Hey guys! I am back with a little dose of positivity 🙂 There are four kinds of people in the world. The extrovert, introvert, wannabe extrovert and those who keep shifting from extro to intro(and vice versa) from time to time. Correct me if I am wrong please. I would love to talk to you guys about this.
All of them have one thing in common-to find a niche to fit into
Imagine a room filled with different walls. Each wall belonging to different groups of people and each wall filled with little niches for people to fit into and build a comfort zone. We all like to be complimented, well most of us anyways. Some want a compliment on their body and some for their mind and work. I started thinking about which kind of compliment is the right kind? I may be overthinking of course. If one is complimented one should be happy right? Not me. Some kinds of compliments satisfy me and some don’t and then
It dawned on me that what I want is respect
Respect that makes me hold my head up high and not my nose. I want people to respect me for what I do. If I help a homeless person-respect. If I beat up a person for molesting someone-respect.

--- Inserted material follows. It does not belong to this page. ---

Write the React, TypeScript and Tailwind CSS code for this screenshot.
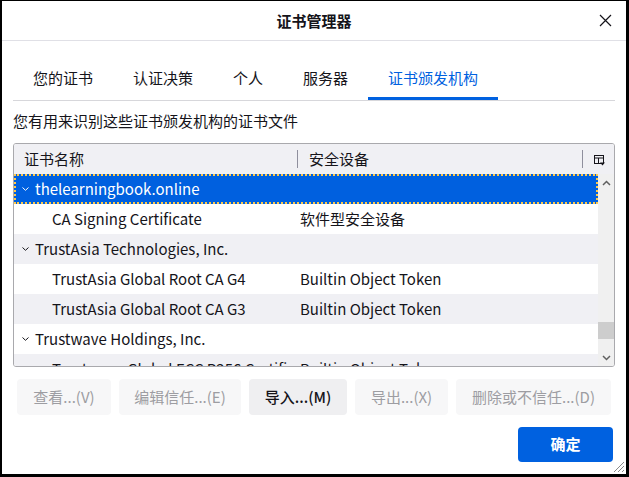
import React from "react";

const font = { fontFamily: '"Noto Sans CJK SC", "Noto Sans", sans-serif' };

const tabs = ["您的证书", "认证决策", "个人", "服务器", "证书颁发机构"];

type Row = { kind: "group" | "cert"; name: string; device?: string };

const rows: Row[] = [
  { kind: "group", name: "thelearningbook.online" },
  { kind: "cert", name: "CA Signing Certificate", device: "软件型安全设备" },
  { kind: "group", name: "TrustAsia Technologies, Inc." },
  { kind: "cert", name: "TrustAsia Global Root CA G4", device: "Builtin Object Token" },
  { kind: "cert", name: "TrustAsia Global Root CA G3", device: "Builtin Object Token" },
  { kind: "group", name: "Trustwave Holdings, Inc." },
  { kind: "cert", name: "Trustwave Global ECC P256 Certification Authority", device: "Builtin Object Token" },
];

const buttons = [
  { label: "查看...(V)", w: "w-[94px]", on: false },
  { label: "编辑信任...(E)", w: "w-[122px]", on: false },
  { label: "导入...(M)", w: "w-[98px]", on: true },
  { label: "导出...(X)", w: "w-[93px]", on: false },
  { label: "删除或不信任...(D)", w: "w-[155px]", on: false },
];

function Chevron({ color }: { color: string }) {
  return (
    <svg width="9" height="6" viewBox="0 0 9 6" className="shrink-0">
      <path d="M1.5 1.5 L4.5 4.3 L7.5 1.5" fill="none" stroke={color} strokeWidth="1" />
    </svg>
  );
}

function ColumnPicker() {
  return (
    <svg width="11" height="11" viewBox="0 0 11 11">
      <rect x="0.5" y="0.5" width="9" height="8" fill="none" stroke="#15141a" strokeWidth="1" />
      <line x1="0.5" y1="3" x2="9.5" y2="3" stroke="#15141a" strokeWidth="1" />
      <line x1="4.5" y1="3" x2="4.5" y2="8.5" stroke="#15141a" strokeWidth="1" />
      <path d="M6 7.5 H11 L8.5 10.5 Z" fill="#15141a" />
    </svg>
  );
}

export default function App() {
  return (
    <div className="w-[629px] h-[477px] bg-black pt-px pl-[2px] pr-[3px] pb-[3px]" style={font}>
      <div className="relative flex h-full flex-col bg-white text-[#15141a]">
        {/* title bar */}
        <header className="relative flex h-[40px] shrink-0 items-center justify-center border-b border-[#e0e0e6]">
          <h1 className="text-[15px] font-bold leading-5">证书管理器</h1>
          <button className="absolute right-[14px] top-[13px] flex h-[13px] w-[13px] items-center justify-center">
            <svg width="13" height="13" viewBox="0 0 13 13">
              <path d="M1 1 L12 12 M12 1 L1 12" stroke="#15141a" strokeWidth="1.2" />
            </svg>
          </button>
        </header>

        {/* tabs */}
        <nav className="mx-[11px] mt-[15px] flex border-b border-[#d7d7db]">
          {tabs.map((t, i) => (
            <div
              key={t}
              className={
                i === 4
                  ? "flex h-[44px] items-center border-b-[3px] border-[#0061e0] px-[20px] pt-[3px] text-[15px] text-[#0061e0]"
                  : "flex h-[44px] items-center border-b-[3px] border-transparent px-[20px] pt-[3px] text-[15px]"
              }
            >
              {t}
            </div>
          ))}
        </nav>

        <p className="mx-[11px] mt-[10px] text-[15px] leading-5">您有用来识别这些证书颁发机构的证书文件</p>

        {/* tree */}
        <div className="mx-[11px] mt-[12px] h-[224px] w-[602px] overflow-hidden rounded-[3px] border border-[#a9a9ad]">
          <div className="flex h-[30px] items-center bg-[#f0f0f4] text-[15px]">
            <div className="w-[283px] pl-[10px]">证书名称</div>
            <div className="h-[18px] w-px bg-[#8f8f9d]" />
            <div className="w-[284px] pl-[11px]">安全设备</div>
            <div className="h-[18px] w-px bg-[#8f8f9d]" />
            <div className="flex flex-1 justify-center pl-[2px] pt-[2px]">
              <ColumnPicker />
            </div>
          </div>
          <div className="flex h-[192px]">
            <div className="w-[584px] overflow-hidden">
              {rows.map((r, i) => {
                const selected = i === 0;
                const bg = selected ? "bg-[#0060df] text-white border-2 border-dotted border-[#ffc94a]" : i % 2 === 0 ? "bg-[#f0f0f4]" : "bg-white";
                return (
                  <div key={i} className={`flex h-[30px] shrink-0 items-center whitespace-nowrap text-[15px] ${bg}`}>
                    {r.kind === "group" ? (
                      <div className={selected ? "flex w-[286px] items-center gap-[5px] pl-[5px]" : "flex w-[286px] items-center gap-[5px] pl-[7px]"}>
                        <Chevron color={selected ? "#ffffff" : "#15141a"} />
                        <span>{r.name}</span>
                      </div>
                    ) : (
                      <div className="w-[286px] overflow-hidden pl-[38px]">{r.name}</div>
                    )}
                    <div className="flex-1 overflow-hidden">{r.device}</div>
                  </div>
                );
              })}
            </div>
            {/* scrollbar */}
            <div className="flex w-[16px] flex-col bg-[#f0f0f0]">
              <div className="flex h-[17px] items-center justify-center">
                <svg width="9" height="6" viewBox="0 0 9 6">
                  <path d="M1 5 L4.5 1.5 L8 5" fill="none" stroke="#606060" strokeWidth="1.5" />
                </svg>
              </div>
              <div className="flex-1" />
              <div className="mb-[11px] h-[17px] bg-[#cdcdcd]" />
              <div className="flex h-[16px] items-center justify-center">
                <svg width="9" height="6" viewBox="0 0 9 6">
                  <path d="M1 1 L4.5 4.5 L8 1" fill="none" stroke="#606060" strokeWidth="1.5" />
                </svg>
              </div>
            </div>
          </div>
        </div>

        {/* action buttons */}
        <div className="mt-[12px] flex gap-[8px] px-[15px]">
          {buttons.map((b) => (
            <button
              key={b.label}
              className={
                b.on
                  ? `${b.w} flex h-[36px] items-center justify-center rounded-[4px] bg-[#efeff1] text-[15px] font-medium text-[#15141a]`
                  : `${b.w} flex h-[36px] items-center justify-center rounded-[4px] bg-[#f7f7f8] text-[15px] text-[#9d9da2]`
              }
            >
              {b.label}
            </button>
          ))}
        </div>

        <div className="mt-[12px] flex justify-end pr-[13px]">
          <button className="flex h-[35px] w-[95px] items-center justify-center rounded-[4px] bg-[#0061e0] text-[15px] font-bold text-white">
            确定
          </button>
        </div>

        {/* resize grip */}
        <svg className="absolute bottom-[1px] right-[1px]" width="13" height="13" viewBox="0 0 13 13">
          <path d="M12 2 L2 12 M12 6 L6 12 M12 10 L10 12" stroke="#8a8a8a" strokeWidth="1" />
        </svg>
      </div>
    </div>
  );
}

If I have immense knowledge and share it-respect. I don’t want people to tell me I look hot and neither do I want people to look down on me and think I am of no “use”. But, respect doesn’t come easy. You need to work to earn respect and maybe because of that it is not easily found because many people are busy complaining rather than working for it.
I had a point in my life where I was the first person on the “take on team” list and a point where I was the last. I found things easy before. If you have read any of my previous posts, you will know that after one very depressing point in my life I gave up on things. That’s when people started thinking that I am incapable of things. I still live in that same place amongst the same people and have to bear the brunt, but now I am gaining back my place because I decided to take things in my hands and gain respect. It is a long way but now I know that I don’t need a light at the end of the tunnel. Things are clear now.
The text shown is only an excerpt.